— Begin DATA FOR THE TASK —

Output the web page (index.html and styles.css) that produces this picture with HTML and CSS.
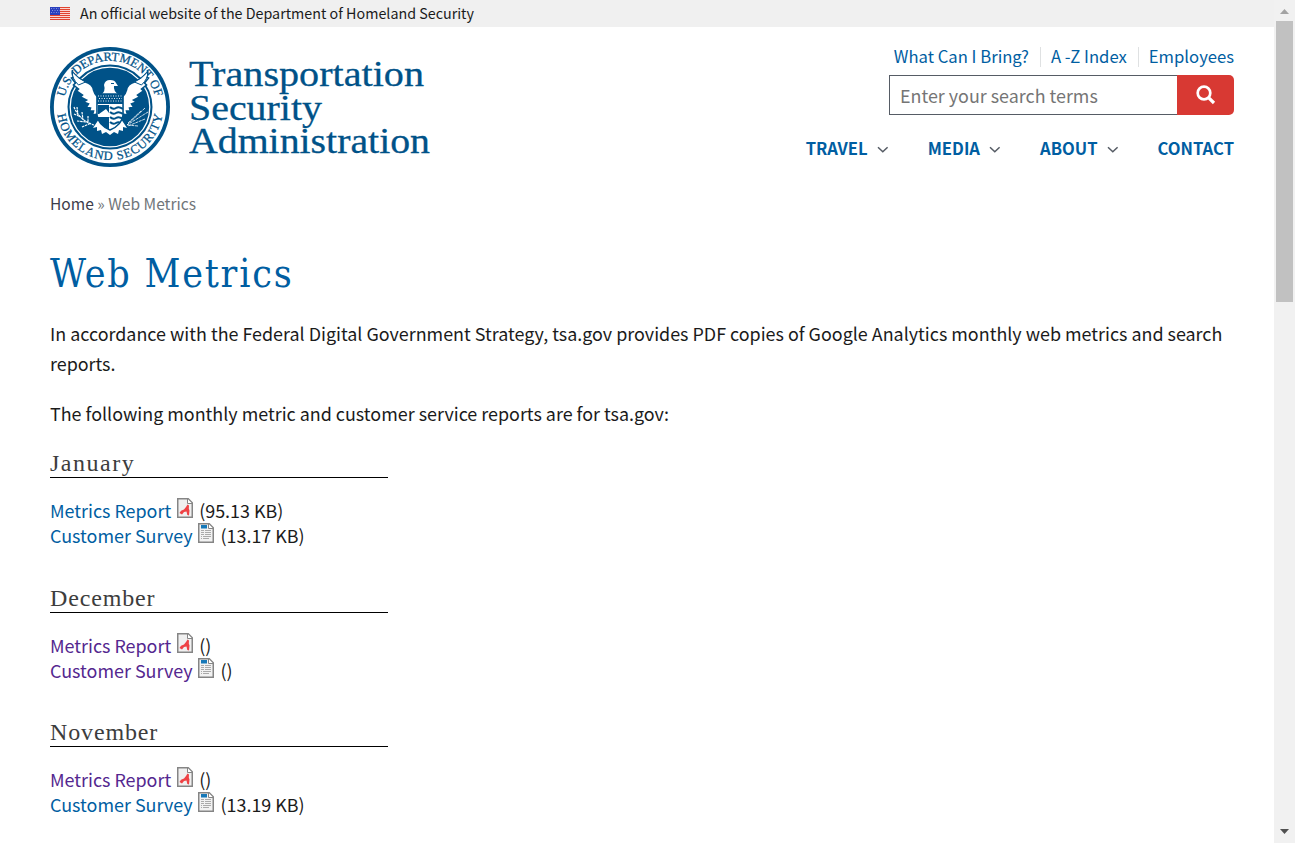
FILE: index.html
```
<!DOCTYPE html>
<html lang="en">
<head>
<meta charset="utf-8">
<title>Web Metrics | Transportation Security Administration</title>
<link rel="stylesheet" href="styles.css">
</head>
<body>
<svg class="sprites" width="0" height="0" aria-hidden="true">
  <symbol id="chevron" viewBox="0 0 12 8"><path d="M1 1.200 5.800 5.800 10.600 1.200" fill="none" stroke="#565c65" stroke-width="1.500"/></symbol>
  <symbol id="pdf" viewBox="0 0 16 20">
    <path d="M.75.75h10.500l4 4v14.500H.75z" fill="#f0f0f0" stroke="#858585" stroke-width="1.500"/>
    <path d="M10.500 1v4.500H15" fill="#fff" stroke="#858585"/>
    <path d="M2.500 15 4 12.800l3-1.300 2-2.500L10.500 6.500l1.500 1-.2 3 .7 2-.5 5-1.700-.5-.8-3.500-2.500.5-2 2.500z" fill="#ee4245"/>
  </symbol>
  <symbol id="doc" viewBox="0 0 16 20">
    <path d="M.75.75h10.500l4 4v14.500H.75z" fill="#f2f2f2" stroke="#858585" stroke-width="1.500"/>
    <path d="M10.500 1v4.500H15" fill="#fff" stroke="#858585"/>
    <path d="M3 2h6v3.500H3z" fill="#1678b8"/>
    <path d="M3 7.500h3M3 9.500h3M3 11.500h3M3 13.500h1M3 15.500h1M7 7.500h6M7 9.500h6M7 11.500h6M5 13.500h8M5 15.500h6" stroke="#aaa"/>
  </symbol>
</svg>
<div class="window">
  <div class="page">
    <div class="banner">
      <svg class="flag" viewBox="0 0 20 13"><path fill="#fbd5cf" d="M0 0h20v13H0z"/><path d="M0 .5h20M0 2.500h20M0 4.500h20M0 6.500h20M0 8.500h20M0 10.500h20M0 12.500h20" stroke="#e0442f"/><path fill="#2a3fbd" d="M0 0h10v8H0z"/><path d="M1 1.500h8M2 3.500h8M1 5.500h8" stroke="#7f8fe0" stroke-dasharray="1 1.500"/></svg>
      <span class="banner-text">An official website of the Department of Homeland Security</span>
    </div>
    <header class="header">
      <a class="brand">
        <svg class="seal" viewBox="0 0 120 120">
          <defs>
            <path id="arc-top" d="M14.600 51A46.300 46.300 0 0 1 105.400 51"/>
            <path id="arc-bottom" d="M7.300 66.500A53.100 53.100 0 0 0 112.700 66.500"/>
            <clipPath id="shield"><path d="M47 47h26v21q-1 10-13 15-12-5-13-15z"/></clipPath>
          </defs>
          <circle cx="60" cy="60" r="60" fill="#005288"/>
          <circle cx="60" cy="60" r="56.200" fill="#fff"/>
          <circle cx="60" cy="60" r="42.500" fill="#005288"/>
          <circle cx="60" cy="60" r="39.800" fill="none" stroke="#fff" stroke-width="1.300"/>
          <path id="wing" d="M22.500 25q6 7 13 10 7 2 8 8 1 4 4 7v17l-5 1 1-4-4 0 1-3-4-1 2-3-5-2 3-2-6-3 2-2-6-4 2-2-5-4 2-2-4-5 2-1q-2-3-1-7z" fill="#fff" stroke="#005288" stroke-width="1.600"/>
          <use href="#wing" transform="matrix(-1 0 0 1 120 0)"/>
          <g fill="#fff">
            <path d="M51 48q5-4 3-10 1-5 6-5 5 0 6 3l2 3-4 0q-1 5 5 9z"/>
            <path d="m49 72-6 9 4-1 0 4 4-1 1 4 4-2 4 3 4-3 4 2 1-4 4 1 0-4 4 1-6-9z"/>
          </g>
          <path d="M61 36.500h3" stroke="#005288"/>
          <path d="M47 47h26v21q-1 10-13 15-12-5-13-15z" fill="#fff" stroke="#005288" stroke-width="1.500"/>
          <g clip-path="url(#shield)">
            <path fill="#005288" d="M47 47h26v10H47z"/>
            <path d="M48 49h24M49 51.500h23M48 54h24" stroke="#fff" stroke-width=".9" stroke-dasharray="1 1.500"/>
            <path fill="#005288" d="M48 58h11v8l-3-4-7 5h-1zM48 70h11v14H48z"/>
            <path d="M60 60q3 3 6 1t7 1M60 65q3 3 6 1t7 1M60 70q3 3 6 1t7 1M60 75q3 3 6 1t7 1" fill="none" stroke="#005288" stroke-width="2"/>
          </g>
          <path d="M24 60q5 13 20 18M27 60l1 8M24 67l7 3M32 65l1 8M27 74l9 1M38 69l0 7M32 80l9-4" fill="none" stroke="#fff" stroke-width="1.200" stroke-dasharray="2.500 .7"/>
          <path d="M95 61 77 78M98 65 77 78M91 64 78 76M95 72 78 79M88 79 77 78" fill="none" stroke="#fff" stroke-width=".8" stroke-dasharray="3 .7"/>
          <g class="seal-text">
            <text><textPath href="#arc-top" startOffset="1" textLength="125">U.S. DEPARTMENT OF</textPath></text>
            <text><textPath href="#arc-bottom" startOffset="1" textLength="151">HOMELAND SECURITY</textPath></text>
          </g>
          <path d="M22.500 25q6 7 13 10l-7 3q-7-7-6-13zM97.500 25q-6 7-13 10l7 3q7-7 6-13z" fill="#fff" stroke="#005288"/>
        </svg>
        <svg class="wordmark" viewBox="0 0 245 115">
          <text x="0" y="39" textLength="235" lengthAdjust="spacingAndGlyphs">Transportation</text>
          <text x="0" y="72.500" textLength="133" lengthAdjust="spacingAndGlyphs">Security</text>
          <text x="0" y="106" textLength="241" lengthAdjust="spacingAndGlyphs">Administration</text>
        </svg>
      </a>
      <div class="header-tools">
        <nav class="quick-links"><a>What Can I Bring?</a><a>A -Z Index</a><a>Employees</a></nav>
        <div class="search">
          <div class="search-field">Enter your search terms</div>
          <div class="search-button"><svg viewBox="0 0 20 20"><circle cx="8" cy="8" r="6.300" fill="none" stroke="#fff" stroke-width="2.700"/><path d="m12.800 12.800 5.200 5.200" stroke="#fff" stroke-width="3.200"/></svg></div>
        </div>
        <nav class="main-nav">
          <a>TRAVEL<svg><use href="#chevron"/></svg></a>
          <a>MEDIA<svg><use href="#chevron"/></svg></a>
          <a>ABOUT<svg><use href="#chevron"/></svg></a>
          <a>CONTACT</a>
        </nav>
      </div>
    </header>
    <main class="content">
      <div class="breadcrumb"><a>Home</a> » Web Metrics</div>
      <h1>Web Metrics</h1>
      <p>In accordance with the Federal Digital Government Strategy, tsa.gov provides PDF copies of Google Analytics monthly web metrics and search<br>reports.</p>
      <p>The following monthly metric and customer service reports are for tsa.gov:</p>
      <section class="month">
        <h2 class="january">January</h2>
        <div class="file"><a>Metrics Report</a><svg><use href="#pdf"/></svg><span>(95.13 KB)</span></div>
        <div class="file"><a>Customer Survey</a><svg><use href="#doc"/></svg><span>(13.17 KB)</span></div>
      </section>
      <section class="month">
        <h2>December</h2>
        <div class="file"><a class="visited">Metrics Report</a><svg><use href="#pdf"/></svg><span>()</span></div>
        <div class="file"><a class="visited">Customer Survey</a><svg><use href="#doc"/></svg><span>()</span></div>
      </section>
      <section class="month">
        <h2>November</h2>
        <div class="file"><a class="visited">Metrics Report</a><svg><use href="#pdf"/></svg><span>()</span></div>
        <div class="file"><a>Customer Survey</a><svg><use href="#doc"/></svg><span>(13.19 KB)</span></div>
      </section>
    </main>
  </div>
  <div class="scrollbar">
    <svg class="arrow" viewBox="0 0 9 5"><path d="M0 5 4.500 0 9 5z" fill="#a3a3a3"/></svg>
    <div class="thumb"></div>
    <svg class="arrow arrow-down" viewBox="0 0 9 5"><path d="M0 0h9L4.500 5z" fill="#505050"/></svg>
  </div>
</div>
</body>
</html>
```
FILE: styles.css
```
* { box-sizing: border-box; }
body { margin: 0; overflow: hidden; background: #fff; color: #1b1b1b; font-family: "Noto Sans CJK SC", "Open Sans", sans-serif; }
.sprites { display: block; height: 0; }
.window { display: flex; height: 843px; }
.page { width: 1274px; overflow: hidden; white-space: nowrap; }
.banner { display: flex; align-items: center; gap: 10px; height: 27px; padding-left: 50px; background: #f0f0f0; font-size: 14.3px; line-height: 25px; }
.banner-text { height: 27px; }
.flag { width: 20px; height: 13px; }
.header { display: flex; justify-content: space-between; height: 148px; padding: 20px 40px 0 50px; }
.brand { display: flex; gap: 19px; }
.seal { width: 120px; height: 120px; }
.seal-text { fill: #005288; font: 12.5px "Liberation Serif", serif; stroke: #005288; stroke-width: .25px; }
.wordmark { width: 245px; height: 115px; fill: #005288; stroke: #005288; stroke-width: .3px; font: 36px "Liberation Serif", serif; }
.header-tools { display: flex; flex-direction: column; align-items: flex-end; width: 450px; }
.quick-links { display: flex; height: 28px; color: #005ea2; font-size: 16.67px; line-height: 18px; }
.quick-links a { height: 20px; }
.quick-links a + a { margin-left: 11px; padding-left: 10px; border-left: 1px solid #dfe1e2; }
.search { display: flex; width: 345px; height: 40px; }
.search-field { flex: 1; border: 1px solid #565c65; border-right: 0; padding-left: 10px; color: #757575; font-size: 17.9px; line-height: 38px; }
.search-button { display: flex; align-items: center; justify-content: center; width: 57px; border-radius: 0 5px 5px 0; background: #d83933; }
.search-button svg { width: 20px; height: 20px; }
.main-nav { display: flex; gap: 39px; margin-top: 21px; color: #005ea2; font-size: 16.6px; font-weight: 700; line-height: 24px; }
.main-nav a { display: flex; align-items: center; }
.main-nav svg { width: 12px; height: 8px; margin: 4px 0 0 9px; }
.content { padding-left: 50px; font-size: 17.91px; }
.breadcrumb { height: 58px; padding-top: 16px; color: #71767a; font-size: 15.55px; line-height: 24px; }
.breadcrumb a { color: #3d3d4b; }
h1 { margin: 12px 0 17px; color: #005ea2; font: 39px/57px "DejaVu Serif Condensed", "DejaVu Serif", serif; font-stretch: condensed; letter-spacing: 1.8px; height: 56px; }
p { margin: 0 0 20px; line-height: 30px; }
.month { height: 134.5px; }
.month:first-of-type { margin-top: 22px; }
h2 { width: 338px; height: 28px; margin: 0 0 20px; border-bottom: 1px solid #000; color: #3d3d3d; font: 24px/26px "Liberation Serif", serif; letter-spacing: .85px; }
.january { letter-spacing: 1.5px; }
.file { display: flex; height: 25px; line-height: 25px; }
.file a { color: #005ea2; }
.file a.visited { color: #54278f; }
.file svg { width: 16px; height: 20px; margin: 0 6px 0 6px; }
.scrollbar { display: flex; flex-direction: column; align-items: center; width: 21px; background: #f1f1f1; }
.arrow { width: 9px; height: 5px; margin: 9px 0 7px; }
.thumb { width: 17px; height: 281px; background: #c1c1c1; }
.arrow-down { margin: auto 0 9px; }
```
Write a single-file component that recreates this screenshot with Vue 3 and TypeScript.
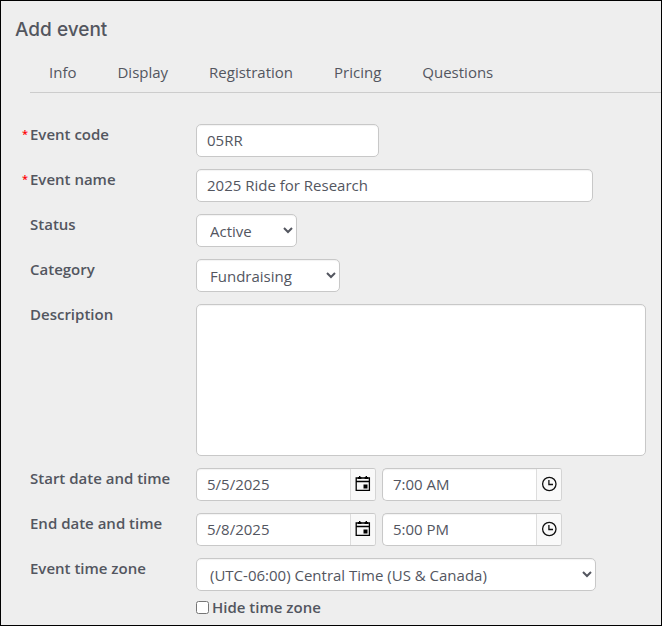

— End DATA FOR THE TASK —

In the records above, locate each line with the word "this". Copy all such lines.

Output the web page (index.html and styles.css) that produces this picture with HTML and CSS.
Write a single-file component that recreates this screenshot with Vue 3 and TypeScript.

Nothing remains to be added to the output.